Colby Magazine - Winter 1998 Joanne Defilipp Alex '76
Joanne Defilipp Alex '76 has dedicated her life to nurturing pre-school children and building communities in and around Old Town, Maine, where she founded the Stillwater Montessori School 15 years ago with her husband, Joseph Alex '75. When she went to what she thought was a routine staff meeting last fall, her former students, some now in college, led the standing ovation to congratulate her on being named Maine's Teacher of the Year for 1998.
    Alex became the first early childhood educator, the first teacher from an independent school and the first Montessori educator to receive the Maine award, which put her in the running for this year's National Teacher of the Year award. Beyond the nurturing qualities that make her a natural classroom teacher, she was cited for taking a leadership role in education beyond her own school. Her insights and abilities get disseminated through her work with the early childhood program at the University of Maine and through contact with parent and community groups. "Whenever people are around her they really understand the value of education," said William Primmerman, who runs the teacher-of-the-year program for Maine's Department of Education.
    An art history major, Alex finished her degree requirements at Colby with a senior-year Jan Plan she spent as a student teacher in the Montessori school in Waterville. She liked it so well that she arranged to spend the spring semester of her senior year there as a full-time assistant teacher.
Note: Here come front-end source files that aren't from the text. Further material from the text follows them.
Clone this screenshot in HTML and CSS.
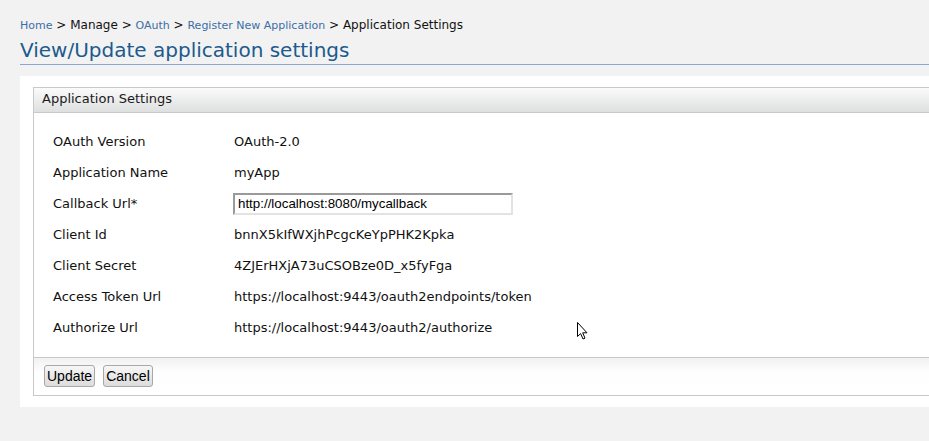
FILE: index.html
```html
<!DOCTYPE html>
<html>
<head>
<meta charset="utf-8">
<title>View/Update application settings</title>
<link rel="stylesheet" href="styles.css">
</head>
<body>
<div class="page">
  <div class="breadcrumb">
    <a class="crumb-link" href="#">Home</a> &gt; Manage &gt; <a class="crumb-link" href="#">OAuth</a> &gt; <a class="crumb-link" href="#">Register New Application</a> &gt; Application Settings
  </div>
  <h2 class="title">View/Update application settings</h2>
  <div class="panel">
    <div class="box">
      <div class="box-header">Application Settings</div>
      <div class="box-body">
        <div class="row"><div class="label">OAuth Version</div><div class="value">OAuth-2.0</div></div>
        <div class="row"><div class="label">Application Name</div><div class="value">myApp</div></div>
        <div class="row"><div class="label">Callback Url*</div><div class="value"><input class="text-input" type="text" value="http://localhost:8080/mycallback"></div></div>
        <div class="row"><div class="label">Client Id</div><div class="value">bnnX5kIfWXjhPcgcKeYpPHK2Kpka</div></div>
        <div class="row"><div class="label">Client Secret</div><div class="value">4ZJErHXjA73uCSOBze0D_x5fyFga</div></div>
        <div class="row"><div class="label">Access Token Url</div><div class="value">https://localhost:9443/oauth2endpoints/token</div></div>
        <div class="row"><div class="label">Authorize Url</div><div class="value">https://localhost:9443/oauth2/authorize</div></div>
      </div>
      <div class="box-footer">
        <button class="btn" type="button">Update</button>
        <button class="btn" type="button">Cancel</button>
      </div>
    </div>
  </div>
</div>
<svg class="cursor" width="13" height="20" viewBox="0 0 13 20" xmlns="http://www.w3.org/2000/svg">
  <path d="M1.5 1.5 L1.5 15.5 L4.6 12.6 L7 18 L9 17.1 L6.7 11.8 L11 11.8 Z" fill="#fff" stroke="#000" stroke-width="1" stroke-linejoin="miter"/>
</svg>
</body>
</html>
```
FILE: styles.css
```css
html, body {
  margin: 0;
  padding: 0;
  background: #f2f2f2;
  overflow: hidden;
}
body {
  font-family: "DejaVu Sans", sans-serif;
  color: #111;
  width: 929px;
  height: 441px;
  position: relative;
}
.page {
  padding-left: 20px;
}
.breadcrumb {
  padding-top: 17px;
  font-size: 12px;
  line-height: 16px;
  height: 16px;
  color: #111;
  white-space: nowrap;
}
.crumb-link {
  font-size: 11px;
  color: #3c6ea6;
  text-decoration: none;
}
.title {
  margin: 5px 0 0 0;
  font-size: 20px;
  font-weight: normal;
  line-height: 25px;
  color: #1d5a8d;
  padding-bottom: 1px;
  border-bottom: 1px solid #8ca6cf;
}
.panel {
  margin-top: 11px;
  background: #fff;
  padding: 11px 0 11px 13px;
}
.box {
  border: 1px solid #c9c9c9;
  border-right: none;
  background: #fff;
}
.box-header {
  height: 24px;
  line-height: 22px;
  padding-left: 8px;
  font-size: 13px;
  color: #1a1a1a;
  background: linear-gradient(#fbfbfb, #dedfdf);
  border-bottom: 1px solid #c8c8c8;
}
.box-body {
  padding: 13px 0 14px 19px;
}
.row {
  display: flex;
  align-items: center;
  height: 31px;
  font-size: 13px;
  color: #111;
}
.label {
  width: 181px;
  flex: none;
}
.value {
  white-space: nowrap;
}
.text-input {
  box-sizing: border-box;
  width: 280px;
  height: 22px;
  margin: 0 0 0 -1px;
  padding: 1px 3px;
  font-family: "Liberation Sans", Arial, sans-serif;
  font-size: 13.33px;
  color: #000;
  border: 2px solid;
  border-color: #9a9a9a #e3e3e3 #e3e3e3 #9a9a9a;
  background: #fff;
  outline: none;
}
.box-footer {
  border-top: 1px solid #c8c8c8;
  height: 38px;
  padding: 7px 0 0 10px;
  box-sizing: border-box;
  background: linear-gradient(#f1f1f1, #fefefe 14px, #fff);
  display: flex;
  align-items: flex-start;
  gap: 8px;
}
.btn {
  height: 22px;
  margin: 0;
  padding: 0 2px;
  font-family: "Liberation Sans", Arial, sans-serif;
  font-size: 14px;
  color: #000;
  border: 1px solid #a8a8a8;
  border-radius: 3px;
  background: linear-gradient(#f7f7f7, #dcdcdc);
  cursor: default;
}
.cursor {
  position: absolute;
  left: 576px;
  top: 321px;
}
```
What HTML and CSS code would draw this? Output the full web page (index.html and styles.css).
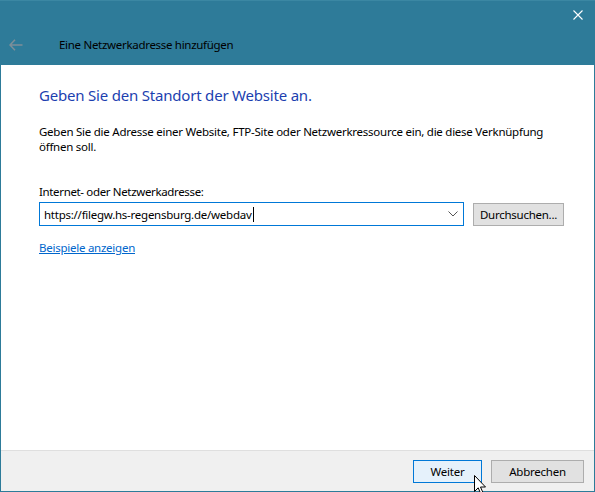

That cemented her interest in early childhood education as a career, and she got a job the following year teaching kindergarten in Mexico, Maine, her hometown. Alex replaced the woman who had been her kindergarten teacher and spent her first year as a teacher in the same classroom where Alex had been a kindergartner almost 20 years before.
    After taking formal Montessori training in Mississippi, she and Joe returned to Maine and opened the Stillwater Montessori School in 1983. Joe has been the school administrator and Joanne has taught one of the early childhood classes of children age two and a half to six. The school has grown to include a staff of nine handling 72 children in four classrooms.
    Photographs of Alex that ran in Maine newspapers when she got the Teacher of the Year award look little different from her college yearbook photo. "I'm always working with two-and-a-half to six year olds and they never seem to change or grow older from year to year, so why should I?" she said.
    Last fall, a couple of themes in Alex's life came full circle, and she found herself back at Colby, where as a student she had worked in the Colby Nursery School and where she and Joe were married. In October Joanne and Joe attended Parents Weekend with their oldest child, Jessica '01. Two weeks later they were back in Cotter Union for the official Teacher of the Year recognition ceremony. While that honor and several other prestigious awards in recent years are nice, she said, it's the children she has taught and the communities she has helped build that are most gratifying. "If you do it well, it really pays off that way," she said.